<table>
<thead>
<tr>
<th><strong>Title</strong></th>
<th>Architecture for dual-mode quadruple precision floating point adder</th>
</tr>
</thead>
<tbody>
<tr>
<td><strong>Author(s)</strong></td>
<td>Jaiswal, MK; Bogaraju, SV; So, HKH</td>
</tr>
<tr>
<td><strong>Citation</strong></td>
<td>The 2015 IEEE Computer Society Annual Symposium on VLSI (ISVLSI), Montpellier, France, 8-10 July 2015. In Conference Proceedings, 2015, p. 249-254</td>
</tr>
<tr>
<td><strong>Issued Date</strong></td>
<td>2015</td>
</tr>
<tr>
<td><strong>URL</strong></td>
<td><a href="http://hdl.handle.net/10722/214074">http://hdl.handle.net/10722/214074</a></td>
</tr>
<tr>
<td><strong>Rights</strong></td>
<td>IEEE Computer Society Annual Symposium on VLSI. Copyright © IEEE Computer Society.</td>
</tr>
</tbody>
</table>
Architecture for Dual-Mode Quadruple Precision Floating Point Adder

Manish Kumar Jaiswal, B. Sharat Chandra Varma, and Hayden K.-H So
Department of EEE, The University of Hong Kong, Hong Kong
Email: {manishkj, varma, hso}@eee.hku.hk

Abstract—This paper presents a configurable dual-mode architecture for floating point (F.P.) adder. The architecture (named as QPdDP) works in dual-mode which can operates either for quadruple precision or dual (two-parallel) double precision. The architecture follows the standard state-of-the-art flow for floating point adder. It is aimed for the computation of normal as well as sub-normal operands, along with the support for the exceptional case handling. The key sub-components in the architecture are re-designed & optimized for on-the-fly dual-mode processing, which enables efficient resource sharing for dual precision operands. The data-path is optimized for minimal multiplexing circuitry overhead. The presented dual-mode architecture provide SIMD support for double precision operands, along with high (quadruple) precision support. The proposed architecture is synthesized using UMC 90nm technology ASIC implementation. It is compared with the best available literature works, and have shown better design metrics in terms of area, period and area × period, along with more computational support.
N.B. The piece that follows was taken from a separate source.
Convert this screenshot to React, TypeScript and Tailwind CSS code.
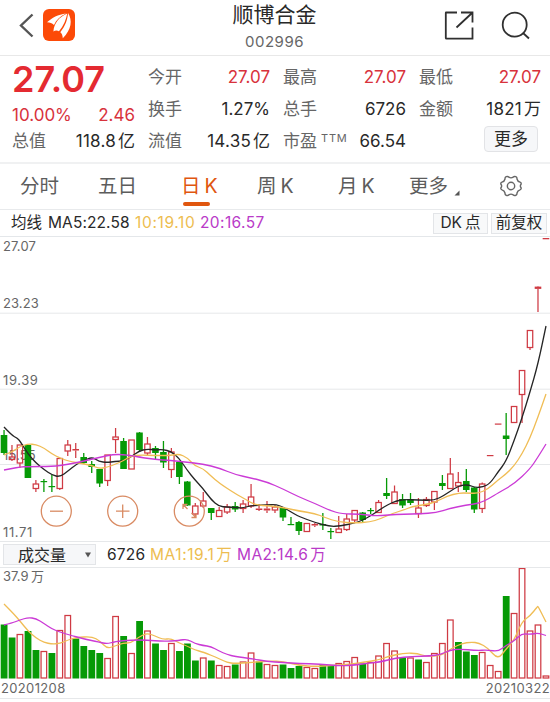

Keywords—Floating Point Addition, Configurable Architecture, Dual-Mode Arithmetic, ASIC, Digital Arithmetic.

I. INTRODUCTION

Floating point (FP) number system [1], due to its wide dynamic range, is a common choice for a large set of scientific, engineering and numerical processing computations. Generally, the performance of these computations greatly depends on the underlying floating point arithmetic processing unit. Furthermore, the availability for double precision (DP) computation is not enough and the demand for high precision arithmetic is increasing in many application areas [2], [3].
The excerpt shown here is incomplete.